*YOUR TASK*
Reproduce the data exactly and drop any pictures it holds.

*RECORDS FOR THIS EXERCISE*
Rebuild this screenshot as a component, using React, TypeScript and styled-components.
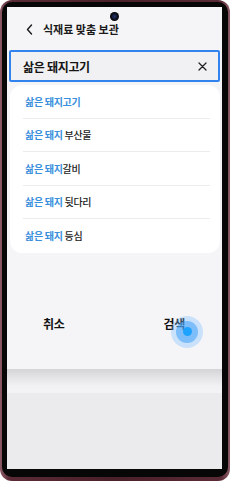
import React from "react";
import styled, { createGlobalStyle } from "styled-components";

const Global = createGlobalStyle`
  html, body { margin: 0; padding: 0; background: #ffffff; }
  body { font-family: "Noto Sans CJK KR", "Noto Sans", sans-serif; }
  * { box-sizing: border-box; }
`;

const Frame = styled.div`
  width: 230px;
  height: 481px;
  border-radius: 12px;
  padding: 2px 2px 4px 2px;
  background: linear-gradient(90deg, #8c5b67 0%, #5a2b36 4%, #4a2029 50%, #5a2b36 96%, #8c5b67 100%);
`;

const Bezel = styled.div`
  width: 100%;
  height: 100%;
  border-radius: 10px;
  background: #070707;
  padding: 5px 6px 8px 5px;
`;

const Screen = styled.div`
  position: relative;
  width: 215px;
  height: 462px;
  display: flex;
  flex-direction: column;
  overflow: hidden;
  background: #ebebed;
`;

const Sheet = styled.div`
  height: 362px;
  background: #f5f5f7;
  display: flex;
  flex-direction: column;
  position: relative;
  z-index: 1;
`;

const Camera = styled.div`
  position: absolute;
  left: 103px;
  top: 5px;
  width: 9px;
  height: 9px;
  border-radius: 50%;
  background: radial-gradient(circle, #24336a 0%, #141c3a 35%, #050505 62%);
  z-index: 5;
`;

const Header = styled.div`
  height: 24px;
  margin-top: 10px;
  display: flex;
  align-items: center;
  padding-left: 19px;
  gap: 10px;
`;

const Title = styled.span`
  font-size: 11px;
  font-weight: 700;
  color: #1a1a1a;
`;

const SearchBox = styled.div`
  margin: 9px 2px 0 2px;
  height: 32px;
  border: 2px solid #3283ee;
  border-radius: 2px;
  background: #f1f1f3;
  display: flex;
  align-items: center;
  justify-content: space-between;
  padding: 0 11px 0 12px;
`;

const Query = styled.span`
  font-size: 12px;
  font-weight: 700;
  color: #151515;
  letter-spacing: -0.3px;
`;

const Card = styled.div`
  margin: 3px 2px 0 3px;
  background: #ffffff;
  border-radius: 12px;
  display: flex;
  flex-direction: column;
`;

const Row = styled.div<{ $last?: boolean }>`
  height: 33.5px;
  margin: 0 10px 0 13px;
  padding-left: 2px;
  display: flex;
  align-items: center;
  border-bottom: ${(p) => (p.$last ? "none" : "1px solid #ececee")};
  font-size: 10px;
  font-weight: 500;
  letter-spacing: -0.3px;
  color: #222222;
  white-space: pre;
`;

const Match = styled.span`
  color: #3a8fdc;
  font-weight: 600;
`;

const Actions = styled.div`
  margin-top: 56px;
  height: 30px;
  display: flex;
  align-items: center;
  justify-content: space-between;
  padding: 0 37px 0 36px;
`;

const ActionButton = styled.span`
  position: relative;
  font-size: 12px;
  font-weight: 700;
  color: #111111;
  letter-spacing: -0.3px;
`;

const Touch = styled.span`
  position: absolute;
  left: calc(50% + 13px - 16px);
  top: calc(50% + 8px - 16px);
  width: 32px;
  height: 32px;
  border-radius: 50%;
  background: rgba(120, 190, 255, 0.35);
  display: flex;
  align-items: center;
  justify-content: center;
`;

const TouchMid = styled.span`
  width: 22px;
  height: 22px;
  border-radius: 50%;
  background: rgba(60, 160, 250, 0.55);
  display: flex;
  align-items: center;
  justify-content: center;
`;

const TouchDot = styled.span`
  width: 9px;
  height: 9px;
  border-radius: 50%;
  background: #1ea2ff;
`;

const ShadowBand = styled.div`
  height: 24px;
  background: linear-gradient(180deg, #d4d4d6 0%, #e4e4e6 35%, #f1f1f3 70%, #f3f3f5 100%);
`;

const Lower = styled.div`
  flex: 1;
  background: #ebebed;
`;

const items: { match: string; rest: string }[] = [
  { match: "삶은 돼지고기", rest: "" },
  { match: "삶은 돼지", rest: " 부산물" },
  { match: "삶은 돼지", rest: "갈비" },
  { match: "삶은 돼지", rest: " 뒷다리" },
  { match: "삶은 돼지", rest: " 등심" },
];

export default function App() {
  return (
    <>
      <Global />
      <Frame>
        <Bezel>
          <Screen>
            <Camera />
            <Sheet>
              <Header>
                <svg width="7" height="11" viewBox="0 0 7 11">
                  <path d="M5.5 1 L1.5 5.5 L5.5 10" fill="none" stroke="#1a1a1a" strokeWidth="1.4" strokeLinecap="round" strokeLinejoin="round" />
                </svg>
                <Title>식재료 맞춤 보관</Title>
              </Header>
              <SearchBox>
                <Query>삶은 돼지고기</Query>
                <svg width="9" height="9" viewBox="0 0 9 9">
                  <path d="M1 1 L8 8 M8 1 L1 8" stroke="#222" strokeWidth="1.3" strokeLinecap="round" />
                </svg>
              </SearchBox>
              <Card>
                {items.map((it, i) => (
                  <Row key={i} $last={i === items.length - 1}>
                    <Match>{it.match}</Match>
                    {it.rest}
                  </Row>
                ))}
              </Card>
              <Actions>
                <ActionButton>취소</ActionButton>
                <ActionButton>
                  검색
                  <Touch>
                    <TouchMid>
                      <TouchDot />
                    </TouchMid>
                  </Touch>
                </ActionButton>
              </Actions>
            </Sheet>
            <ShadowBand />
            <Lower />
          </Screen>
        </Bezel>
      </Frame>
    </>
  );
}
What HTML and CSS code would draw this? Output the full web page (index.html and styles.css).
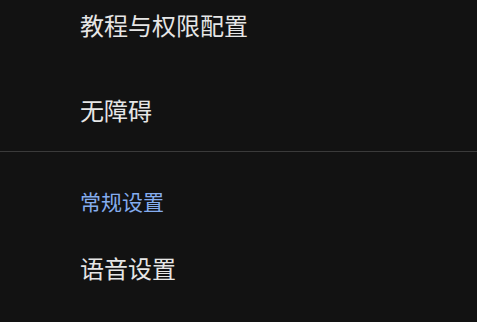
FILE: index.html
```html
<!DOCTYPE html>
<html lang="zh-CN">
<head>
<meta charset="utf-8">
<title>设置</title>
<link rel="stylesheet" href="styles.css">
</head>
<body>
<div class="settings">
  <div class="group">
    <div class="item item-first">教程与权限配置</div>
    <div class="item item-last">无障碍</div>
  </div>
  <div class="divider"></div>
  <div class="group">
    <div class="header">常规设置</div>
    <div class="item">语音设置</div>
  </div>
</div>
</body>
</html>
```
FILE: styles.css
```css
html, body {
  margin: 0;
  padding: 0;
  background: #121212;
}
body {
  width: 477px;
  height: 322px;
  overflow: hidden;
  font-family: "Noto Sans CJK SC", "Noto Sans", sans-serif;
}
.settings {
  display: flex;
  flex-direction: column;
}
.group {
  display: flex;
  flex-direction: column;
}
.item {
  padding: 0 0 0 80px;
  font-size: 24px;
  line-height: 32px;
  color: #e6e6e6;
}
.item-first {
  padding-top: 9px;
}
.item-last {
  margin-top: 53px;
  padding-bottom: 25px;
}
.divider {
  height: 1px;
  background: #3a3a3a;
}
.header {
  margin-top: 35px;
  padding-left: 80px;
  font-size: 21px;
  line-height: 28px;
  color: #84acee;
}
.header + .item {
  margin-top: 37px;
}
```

*WRITTEN SOLUTION*
Rebuild this screenshot as a component, using React, TypeScript and styled-components.
import React from "react";
import styled, { createGlobalStyle } from "styled-components";

const Global = createGlobalStyle`
  html, body { margin: 0; padding: 0; background: #ffffff; }
  body { font-family: "Noto Sans CJK KR", "Noto Sans", sans-serif; }
  * { box-sizing: border-box; }
`;

const Frame = styled.div`
  width: 230px;
  height: 481px;
  border-radius: 12px;
  padding: 2px 2px 4px 2px;
  background: linear-gradient(90deg, #8c5b67 0%, #5a2b36 4%, #4a2029 50%, #5a2b36 96%, #8c5b67 100%);
`;

const Bezel = styled.div`
  width: 100%;
  height: 100%;
  border-radius: 10px;
  background: #070707;
  padding: 5px 6px 8px 5px;
`;

const Screen = styled.div`
  position: relative;
  width: 215px;
  height: 462px;
  display: flex;
  flex-direction: column;
  overflow: hidden;
  background: #ebebed;
`;

const Sheet = styled.div`
  height: 362px;
  background: #f5f5f7;
  display: flex;
  flex-direction: column;
  position: relative;
  z-index: 1;
`;

const Camera = styled.div`
  position: absolute;
  left: 103px;
  top: 5px;
  width: 9px;
  height: 9px;
  border-radius: 50%;
  background: radial-gradient(circle, #24336a 0%, #141c3a 35%, #050505 62%);
  z-index: 5;
`;

const Header = styled.div`
  height: 24px;
  margin-top: 10px;
  display: flex;
  align-items: center;
  padding-left: 19px;
  gap: 10px;
`;

const Title = styled.span`
  font-size: 11px;
  font-weight: 700;
  color: #1a1a1a;
`;

const SearchBox = styled.div`
  margin: 9px 2px 0 2px;
  height: 32px;
  border: 2px solid #3283ee;
  border-radius: 2px;
  background: #f1f1f3;
  display: flex;
  align-items: center;
  justify-content: space-between;
  padding: 0 11px 0 12px;
`;

const Query = styled.span`
  font-size: 12px;
  font-weight: 700;
  color: #151515;
  letter-spacing: -0.3px;
`;

const Card = styled.div`
  margin: 3px 2px 0 3px;
  background: #ffffff;
  border-radius: 12px;
  display: flex;
  flex-direction: column;
`;

const Row = styled.div<{ $last?: boolean }>`
  height: 33.5px;
  margin: 0 10px 0 13px;
  padding-left: 2px;
  display: flex;
  align-items: center;
  border-bottom: ${(p) => (p.$last ? "none" : "1px solid #ececee")};
  font-size: 10px;
  font-weight: 500;
  letter-spacing: -0.3px;
  color: #222222;
  white-space: pre;
`;

const Match = styled.span`
  color: #3a8fdc;
  font-weight: 600;
`;

const Actions = styled.div`
  margin-top: 56px;
  height: 30px;
  display: flex;
  align-items: center;
  justify-content: space-between;
  padding: 0 37px 0 36px;
`;

const ActionButton = styled.span`
  position: relative;
  font-size: 12px;
  font-weight: 700;
  color: #111111;
  letter-spacing: -0.3px;
`;

const Touch = styled.span`
  position: absolute;
  left: calc(50% + 13px - 16px);
  top: calc(50% + 8px - 16px);
  width: 32px;
  height: 32px;
  border-radius: 50%;
  background: rgba(120, 190, 255, 0.35);
  display: flex;
  align-items: center;
  justify-content: center;
`;

const TouchMid = styled.span`
  width: 22px;
  height: 22px;
  border-radius: 50%;
  background: rgba(60, 160, 250, 0.55);
  display: flex;
  align-items: center;
  justify-content: center;
`;

const TouchDot = styled.span`
  width: 9px;
  height: 9px;
  border-radius: 50%;
  background: #1ea2ff;
`;

const ShadowBand = styled.div`
  height: 24px;
  background: linear-gradient(180deg, #d4d4d6 0%, #e4e4e6 35%, #f1f1f3 70%, #f3f3f5 100%);
`;

const Lower = styled.div`
  flex: 1;
  background: #ebebed;
`;

const items: { match: string; rest: string }[] = [
  { match: "삶은 돼지고기", rest: "" },
  { match: "삶은 돼지", rest: " 부산물" },
  { match: "삶은 돼지", rest: "갈비" },
  { match: "삶은 돼지", rest: " 뒷다리" },
  { match: "삶은 돼지", rest: " 등심" },
];

export default function App() {
  return (
    <>
      <Global />
      <Frame>
        <Bezel>
          <Screen>
            <Camera />
            <Sheet>
              <Header>
                <svg width="7" height="11" viewBox="0 0 7 11">
                  <path d="M5.5 1 L1.5 5.5 L5.5 10" fill="none" stroke="#1a1a1a" strokeWidth="1.4" strokeLinecap="round" strokeLinejoin="round" />
                </svg>
                <Title>식재료 맞춤 보관</Title>
              </Header>
              <SearchBox>
                <Query>삶은 돼지고기</Query>
                <svg width="9" height="9" viewBox="0 0 9 9">
                  <path d="M1 1 L8 8 M8 1 L1 8" stroke="#222" strokeWidth="1.3" strokeLinecap="round" />
                </svg>
              </SearchBox>
              <Card>
                {items.map((it, i) => (
                  <Row key={i} $last={i === items.length - 1}>
                    <Match>{it.match}</Match>
                    {it.rest}
                  </Row>
                ))}
              </Card>
              <Actions>
                <ActionButton>취소</ActionButton>
                <ActionButton>
                  검색
                  <Touch>
                    <TouchMid>
                      <TouchDot />
                    </TouchMid>
                  </Touch>
                </ActionButton>
              </Actions>
            </Sheet>
            <ShadowBand />
            <Lower />
          </Screen>
        </Bezel>
      </Frame>
    </>
  );
}
What HTML and CSS code would draw this? Output the full web page (index.html and styles.css).
FILE: index.html
```html
<!DOCTYPE html>
<html lang="zh-CN">
<head>
<meta charset="utf-8">
<title>设置</title>
<link rel="stylesheet" href="styles.css">
</head>
<body>
<div class="settings">
  <div class="group">
    <div class="item item-first">教程与权限配置</div>
    <div class="item item-last">无障碍</div>
  </div>
  <div class="divider"></div>
  <div class="group">
    <div class="header">常规设置</div>
    <div class="item">语音设置</div>
  </div>
</div>
</body>
</html>
```
FILE: styles.css
```css
html, body {
  margin: 0;
  padding: 0;
  background: #121212;
}
body {
  width: 477px;
  height: 322px;
  overflow: hidden;
  font-family: "Noto Sans CJK SC", "Noto Sans", sans-serif;
}
.settings {
  display: flex;
  flex-direction: column;
}
.group {
  display: flex;
  flex-direction: column;
}
.item {
  padding: 0 0 0 80px;
  font-size: 24px;
  line-height: 32px;
  color: #e6e6e6;
}
.item-first {
  padding-top: 9px;
}
.item-last {
  margin-top: 53px;
  padding-bottom: 25px;
}
.divider {
  height: 1px;
  background: #3a3a3a;
}
.header {
  margin-top: 35px;
  padding-left: 80px;
  font-size: 21px;
  line-height: 28px;
  color: #84acee;
}
.header + .item {
  margin-top: 37px;
}
```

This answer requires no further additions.